→ Direction: Repeat every line of the data exactly, but not the pictures.

→ Dataset excerpt:

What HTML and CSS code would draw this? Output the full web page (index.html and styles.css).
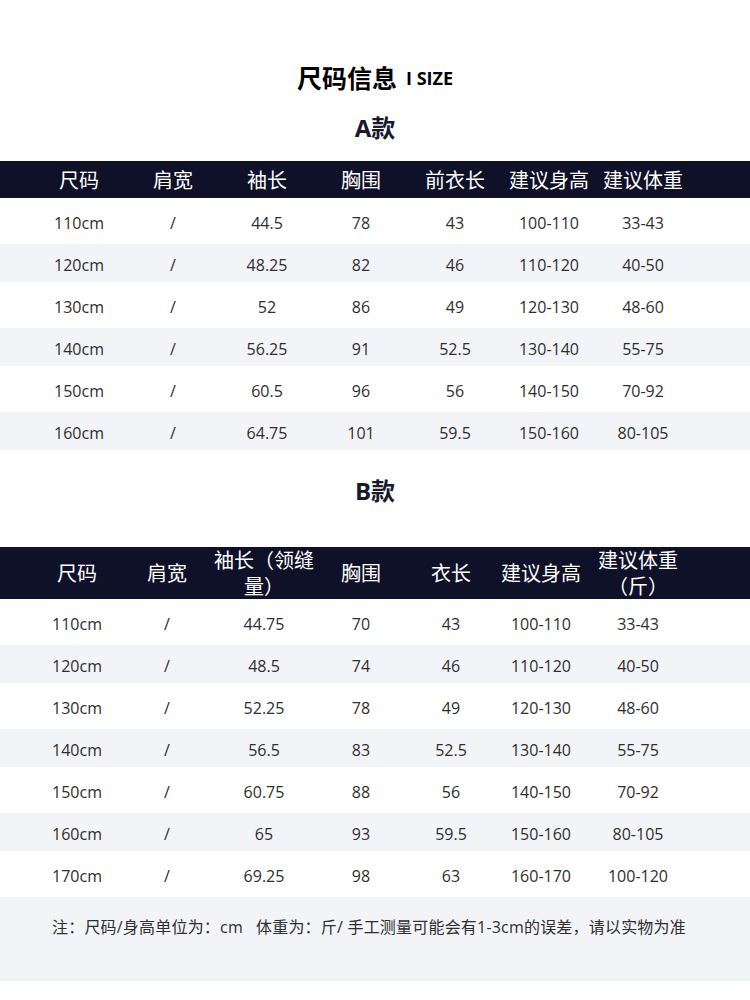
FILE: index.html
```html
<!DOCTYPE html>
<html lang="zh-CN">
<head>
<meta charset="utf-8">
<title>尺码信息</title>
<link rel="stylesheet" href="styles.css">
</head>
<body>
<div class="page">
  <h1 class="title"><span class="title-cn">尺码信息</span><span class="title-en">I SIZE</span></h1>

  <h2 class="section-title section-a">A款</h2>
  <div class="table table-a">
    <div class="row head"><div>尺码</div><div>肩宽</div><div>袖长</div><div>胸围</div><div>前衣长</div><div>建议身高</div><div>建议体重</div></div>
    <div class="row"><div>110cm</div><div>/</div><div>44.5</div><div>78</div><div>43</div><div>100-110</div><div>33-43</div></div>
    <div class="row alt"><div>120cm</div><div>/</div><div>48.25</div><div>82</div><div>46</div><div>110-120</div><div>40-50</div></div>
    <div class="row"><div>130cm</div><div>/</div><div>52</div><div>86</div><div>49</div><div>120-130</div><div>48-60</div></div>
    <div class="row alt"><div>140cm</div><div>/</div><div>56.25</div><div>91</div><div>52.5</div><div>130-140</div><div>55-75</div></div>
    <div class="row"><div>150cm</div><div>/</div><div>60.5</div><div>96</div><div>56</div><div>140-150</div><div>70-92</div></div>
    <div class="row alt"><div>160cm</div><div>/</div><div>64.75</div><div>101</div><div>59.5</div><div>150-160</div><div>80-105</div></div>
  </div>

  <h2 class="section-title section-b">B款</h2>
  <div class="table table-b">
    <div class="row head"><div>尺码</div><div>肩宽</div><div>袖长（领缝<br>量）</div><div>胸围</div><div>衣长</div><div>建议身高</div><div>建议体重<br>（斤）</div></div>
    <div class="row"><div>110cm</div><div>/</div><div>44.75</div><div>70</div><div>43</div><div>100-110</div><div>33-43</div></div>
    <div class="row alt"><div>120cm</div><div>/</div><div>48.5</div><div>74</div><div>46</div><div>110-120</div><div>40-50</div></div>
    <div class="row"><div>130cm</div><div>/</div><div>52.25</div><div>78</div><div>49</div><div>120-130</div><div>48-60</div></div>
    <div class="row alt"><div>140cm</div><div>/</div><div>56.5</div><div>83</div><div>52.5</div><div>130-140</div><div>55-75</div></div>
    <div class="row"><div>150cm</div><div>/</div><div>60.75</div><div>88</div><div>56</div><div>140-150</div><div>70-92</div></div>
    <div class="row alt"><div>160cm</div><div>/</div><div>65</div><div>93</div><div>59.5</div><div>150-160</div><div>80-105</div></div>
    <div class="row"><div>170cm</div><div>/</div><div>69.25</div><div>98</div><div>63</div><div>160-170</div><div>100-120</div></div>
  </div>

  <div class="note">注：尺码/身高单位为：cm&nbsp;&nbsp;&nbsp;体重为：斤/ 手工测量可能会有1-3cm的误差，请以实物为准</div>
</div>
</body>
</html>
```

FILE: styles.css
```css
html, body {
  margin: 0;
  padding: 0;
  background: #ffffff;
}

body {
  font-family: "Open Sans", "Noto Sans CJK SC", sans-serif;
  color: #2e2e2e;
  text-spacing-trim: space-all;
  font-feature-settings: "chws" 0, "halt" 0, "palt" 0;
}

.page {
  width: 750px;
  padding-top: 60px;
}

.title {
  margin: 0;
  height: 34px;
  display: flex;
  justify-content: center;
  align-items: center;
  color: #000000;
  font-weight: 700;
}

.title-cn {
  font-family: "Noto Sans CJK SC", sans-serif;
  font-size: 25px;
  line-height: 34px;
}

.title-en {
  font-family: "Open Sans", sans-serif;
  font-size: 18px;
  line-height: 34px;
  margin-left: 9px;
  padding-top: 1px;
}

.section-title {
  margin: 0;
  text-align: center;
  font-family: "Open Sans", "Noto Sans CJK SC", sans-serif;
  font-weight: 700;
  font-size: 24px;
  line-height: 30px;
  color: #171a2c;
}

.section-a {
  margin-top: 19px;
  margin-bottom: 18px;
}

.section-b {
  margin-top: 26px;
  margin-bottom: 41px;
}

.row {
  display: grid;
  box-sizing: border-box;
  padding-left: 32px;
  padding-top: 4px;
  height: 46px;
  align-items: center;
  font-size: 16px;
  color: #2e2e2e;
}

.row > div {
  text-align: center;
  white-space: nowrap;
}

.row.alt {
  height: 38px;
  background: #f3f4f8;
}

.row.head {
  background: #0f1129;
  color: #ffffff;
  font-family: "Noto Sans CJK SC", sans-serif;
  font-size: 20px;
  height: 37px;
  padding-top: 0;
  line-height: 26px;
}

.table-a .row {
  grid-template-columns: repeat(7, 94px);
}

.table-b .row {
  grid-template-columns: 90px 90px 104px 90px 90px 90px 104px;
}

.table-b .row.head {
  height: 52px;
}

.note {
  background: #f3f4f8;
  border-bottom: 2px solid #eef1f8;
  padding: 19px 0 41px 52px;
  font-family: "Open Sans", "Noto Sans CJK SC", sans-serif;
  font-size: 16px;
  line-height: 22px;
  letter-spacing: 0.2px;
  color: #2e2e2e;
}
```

→ Task result:
What HTML and CSS code would draw this? Output the full web page (index.html and styles.css).
FILE: index.html
```html
<!DOCTYPE html>
<html lang="zh-CN">
<head>
<meta charset="utf-8">
<title>尺码信息</title>
<link rel="stylesheet" href="styles.css">
</head>
<body>
<div class="page">
  <h1 class="title"><span class="title-cn">尺码信息</span><span class="title-en">I SIZE</span></h1>

  <h2 class="section-title section-a">A款</h2>
  <div class="table table-a">
    <div class="row head"><div>尺码</div><div>肩宽</div><div>袖长</div><div>胸围</div><div>前衣长</div><div>建议身高</div><div>建议体重</div></div>
    <div class="row"><div>110cm</div><div>/</div><div>44.5</div><div>78</div><div>43</div><div>100-110</div><div>33-43</div></div>
    <div class="row alt"><div>120cm</div><div>/</div><div>48.25</div><div>82</div><div>46</div><div>110-120</div><div>40-50</div></div>
    <div class="row"><div>130cm</div><div>/</div><div>52</div><div>86</div><div>49</div><div>120-130</div><div>48-60</div></div>
    <div class="row alt"><div>140cm</div><div>/</div><div>56.25</div><div>91</div><div>52.5</div><div>130-140</div><div>55-75</div></div>
    <div class="row"><div>150cm</div><div>/</div><div>60.5</div><div>96</div><div>56</div><div>140-150</div><div>70-92</div></div>
    <div class="row alt"><div>160cm</div><div>/</div><div>64.75</div><div>101</div><div>59.5</div><div>150-160</div><div>80-105</div></div>
  </div>

  <h2 class="section-title section-b">B款</h2>
  <div class="table table-b">
    <div class="row head"><div>尺码</div><div>肩宽</div><div>袖长（领缝<br>量）</div><div>胸围</div><div>衣长</div><div>建议身高</div><div>建议体重<br>（斤）</div></div>
    <div class="row"><div>110cm</div><div>/</div><div>44.75</div><div>70</div><div>43</div><div>100-110</div><div>33-43</div></div>
    <div class="row alt"><div>120cm</div><div>/</div><div>48.5</div><div>74</div><div>46</div><div>110-120</div><div>40-50</div></div>
    <div class="row"><div>130cm</div><div>/</div><div>52.25</div><div>78</div><div>49</div><div>120-130</div><div>48-60</div></div>
    <div class="row alt"><div>140cm</div><div>/</div><div>56.5</div><div>83</div><div>52.5</div><div>130-140</div><div>55-75</div></div>
    <div class="row"><div>150cm</div><div>/</div><div>60.75</div><div>88</div><div>56</div><div>140-150</div><div>70-92</div></div>
    <div class="row alt"><div>160cm</div><div>/</div><div>65</div><div>93</div><div>59.5</div><div>150-160</div><div>80-105</div></div>
    <div class="row"><div>170cm</div><div>/</div><div>69.25</div><div>98</div><div>63</div><div>160-170</div><div>100-120</div></div>
  </div>

  <div class="note">注：尺码/身高单位为：cm&nbsp;&nbsp;&nbsp;体重为：斤/ 手工测量可能会有1-3cm的误差，请以实物为准</div>
</div>
</body>
</html>
```

FILE: styles.css
```css
html, body {
  margin: 0;
  padding: 0;
  background: #ffffff;
}

body {
  font-family: "Open Sans", "Noto Sans CJK SC", sans-serif;
  color: #2e2e2e;
  text-spacing-trim: space-all;
  font-feature-settings: "chws" 0, "halt" 0, "palt" 0;
}

.page {
  width: 750px;
  padding-top: 60px;
}

.title {
  margin: 0;
  height: 34px;
  display: flex;
  justify-content: center;
  align-items: center;
  color: #000000;
  font-weight: 700;
}

.title-cn {
  font-family: "Noto Sans CJK SC", sans-serif;
  font-size: 25px;
  line-height: 34px;
}

.title-en {
  font-family: "Open Sans", sans-serif;
  font-size: 18px;
  line-height: 34px;
  margin-left: 9px;
  padding-top: 1px;
}

.section-title {
  margin: 0;
  text-align: center;
  font-family: "Open Sans", "Noto Sans CJK SC", sans-serif;
  font-weight: 700;
  font-size: 24px;
  line-height: 30px;
  color: #171a2c;
}

.section-a {
  margin-top: 19px;
  margin-bottom: 18px;
}

.section-b {
  margin-top: 26px;
  margin-bottom: 41px;
}

.row {
  display: grid;
  box-sizing: border-box;
  padding-left: 32px;
  padding-top: 4px;
  height: 46px;
  align-items: center;
  font-size: 16px;
  color: #2e2e2e;
}

.row > div {
  text-align: center;
  white-space: nowrap;
}

.row.alt {
  height: 38px;
  background: #f3f4f8;
}

.row.head {
  background: #0f1129;
  color: #ffffff;
  font-family: "Noto Sans CJK SC", sans-serif;
  font-size: 20px;
  height: 37px;
  padding-top: 0;
  line-height: 26px;
}

.table-a .row {
  grid-template-columns: repeat(7, 94px);
}

.table-b .row {
  grid-template-columns: 90px 90px 104px 90px 90px 90px 104px;
}

.table-b .row.head {
  height: 52px;
}

.note {
  background: #f3f4f8;
  border-bottom: 2px solid #eef1f8;
  padding: 19px 0 41px 52px;
  font-family: "Open Sans", "Noto Sans CJK SC", sans-serif;
  font-size: 16px;
  line-height: 22px;
  letter-spacing: 0.2px;
  color: #2e2e2e;
}
```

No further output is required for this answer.